Bank of New York was so awash in deposits last summer that it threatened to charge companies with more than $50 million in deposits to offset the fees the bank pays to the FDIC. The bank retreated from the plan but is now considering charging European clients who are flooding it with eurodeposits, Chief Financial Officer Todd Gibbons told Reuters this month.
Noninterest-bearing client deposits at Bank of New York totaled $63 billion at the end of the second quarter - 46 percent higher than year-ago levels.
The FDIC is “neutral” on an extension, according to a spokesman.
Last month, acting FDIC Chairman Martin Gruenberg told the U.S. House subcommittee on financial institutions and consumer credit that the TAG program has not had a big effect on depleting the deposit insurance fund. But he declined to speculate on how ending the program would affect banks or the economy.
Bankers, meanwhile, are anxious about their lobbying efforts.
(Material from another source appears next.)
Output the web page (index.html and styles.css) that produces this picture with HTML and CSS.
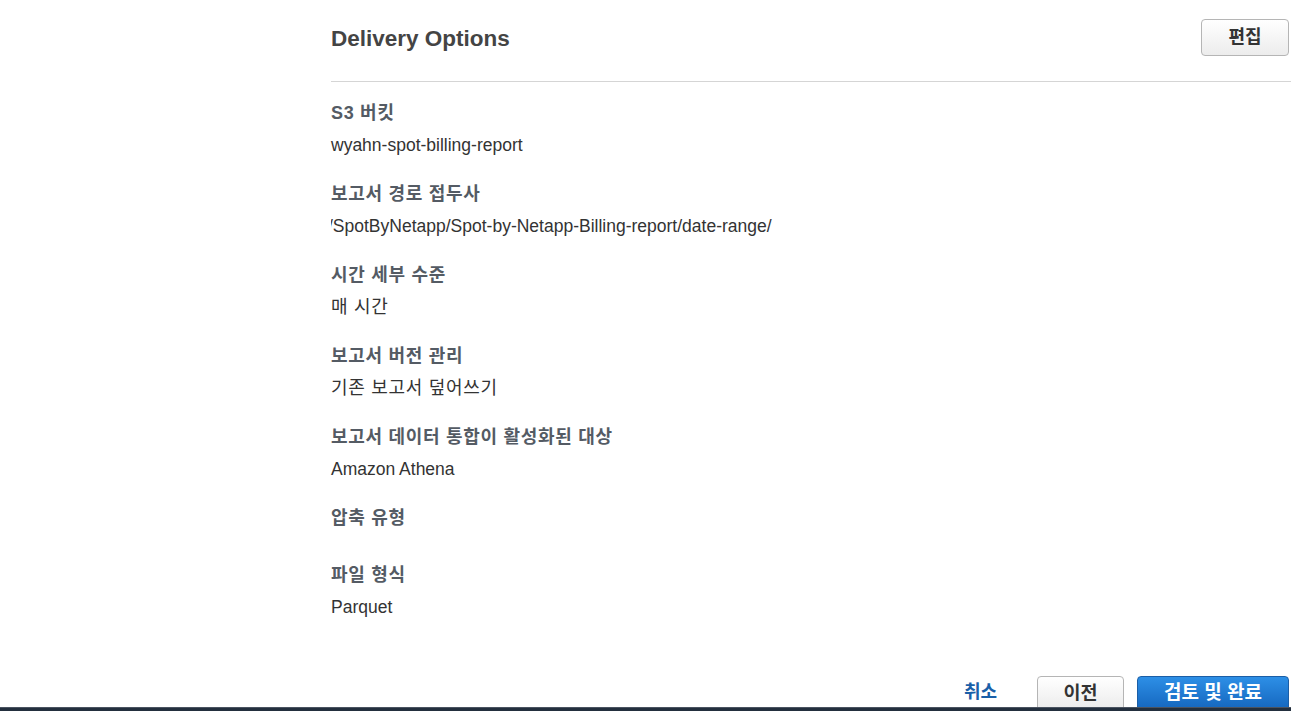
FILE: index.html
```html
<!DOCTYPE html>
<html lang="ko">
<head>
<meta charset="utf-8">
<title>Delivery Options</title>
<link rel="stylesheet" href="styles.css">
</head>
<body>
<div class="page">
  <div class="content">
    <header class="head">
      <h2 class="title">Delivery Options</h2>
      <button class="btn btn-edit">편집</button>
    </header>
    <dl class="fields">
      <div class="field">
        <dt class="label">S3 버킷</dt>
        <dd class="value">wyahn-spot-billing-report</dd>
      </div>
      <div class="field">
        <dt class="label">보고서 경로 접두사</dt>
        <dd class="value clip"><span class="clip-inner">/SpotByNetapp/Spot-by-Netapp-Billing-report/date-range/</span></dd>
      </div>
      <div class="field">
        <dt class="label">시간 세부 수준</dt>
        <dd class="value ko">매 시간</dd>
      </div>
      <div class="field">
        <dt class="label">보고서 버전 관리</dt>
        <dd class="value ko">기존 보고서 덮어쓰기</dd>
      </div>
      <div class="field">
        <dt class="label">보고서 데이터 통합이 활성화된 대상</dt>
        <dd class="value">Amazon Athena</dd>
      </div>
      <div class="field">
        <dt class="label">압축 유형</dt>
        <dd class="value empty"></dd>
      </div>
      <div class="field">
        <dt class="label">파일 형식</dt>
        <dd class="value">Parquet</dd>
      </div>
    </dl>
    <footer class="actions">
      <a class="link-cancel" href="#">취소</a>
      <button class="btn btn-prev">이전</button>
      <button class="btn btn-primary">검토 및 완료</button>
    </footer>
  </div>
  <div class="bottom-bar"></div>
</div>
</body>
</html>
```
FILE: styles.css
```css
* { box-sizing: border-box; }
html, body {
  margin: 0;
  padding: 0;
  background: #ffffff;
}
body {
  font-family: "Liberation Sans", Arial, "Noto Sans CJK KR", sans-serif;
  color: #16191f;
  overflow: hidden;
}
.page {
  width: 1291px;
  height: 711px;
  display: flex;
  flex-direction: column;
}
.content {
  margin-left: 331px;
  flex: 1;
  display: flex;
  flex-direction: column;
}
.head {
  height: 82px;
  border-bottom: 1px solid #d5d5d5;
  display: flex;
  align-items: flex-start;
  justify-content: space-between;
  padding-right: 2px;
}
.title {
  margin: 0;
  padding-top: 25px;
  font-size: 22.5px;
  line-height: 28px;
  font-weight: bold;
  color: #444444;
}
.btn {
  font-family: "Liberation Sans", Arial, "Noto Sans CJK KR", sans-serif;
  font-weight: bold;
  cursor: pointer;
  padding: 0;
}
.btn-edit {
  margin-top: 19px;
  width: 88px;
  height: 37px;
  border: 1px solid #b5b5b5;
  border-radius: 4px;
  background: linear-gradient(#ffffff, #ececec);
  color: #333333;
  font-size: 18px;
  line-height: 35px;
}
.fields {
  margin: 0;
  padding-top: 19px;
  display: flex;
  flex-direction: column;
  gap: 25px;
}
.field {
  display: flex;
  flex-direction: column;
  gap: 8px;
}
.label {
  margin: 0;
  font-size: 18px;
  letter-spacing: 0.7px;
  line-height: 24px;
  font-weight: bold;
  color: #545b64;
}
.value {
  margin: 0;
  font-size: 17.5px;
  line-height: 24px;
  color: #333333;
}
.value.ko {
  font-size: 18px;
  letter-spacing: 0.7px;
}
.value.empty {
  height: 0;
}
.clip {
  overflow: hidden;
  white-space: nowrap;
}
.clip-inner {
  display: inline-block;
  margin-left: -3px;
}
.actions {
  margin-top: auto;
  height: 31px;
  display: flex;
  justify-content: flex-end;
  align-items: flex-start;
  padding-right: 2px;
}
.link-cancel {
  margin-top: 4px;
  margin-right: 40px;
  font-size: 18px;
  line-height: 24px;
  font-weight: bold;
  color: #1a5fa8;
  text-decoration: none;
}
.btn-prev {
  width: 87px;
  height: 33px;
  margin-right: 13px;
  border: 1px solid #b5b5b5;
  border-radius: 4px 4px 0 0;
  background: linear-gradient(#ffffff, #ececec);
  color: #333333;
  font-size: 18.5px;
  line-height: 31px;
}
.btn-primary {
  width: 152px;
  height: 33px;
  border: 1px solid #1b5ea6;
  border-radius: 4px 4px 0 0;
  background: linear-gradient(#2d8fe6, #1668c0);
  color: #ffffff;
  font-size: 19px;
  line-height: 31px;
}
.bottom-bar {
  height: 4px;
  background: #232f3e;
  border-top: 1px solid #4a5360;
  position: relative;
  z-index: 1;
}
```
They worry that credit unions, which have long been fighting to expand their ability to make business loans, will piggyback extended powers into TAG legislation.
“The senators we talk to think that marrying TAG, which the banks really want, with the Member Business Lending bill that we are lobbying for, would work,” said John Magill, executive vice president of the Credit Union National Association, the chief trade group for credit unions. “TAG will not end up passing unless MBL is passed because we have been promised votes in the House and Senate. The banks don’t have a bill or a vehicle to attach one to.”
Representatives of the ABA and the ICBA said they adamantly oppose a deal that would give credit unions more lending latitude in exchange for a temporary extension of TAG.
“Credit unions have been wearing out their welcome in Congress by trying to attach their highly controversial legislation like a barnacle to any moving legislation,” said Paul Merski, executive vice president for congressional relations at ICBA, the community banking trade group.
“They again would be the skunk at the garden party here on a needed TAG extension.”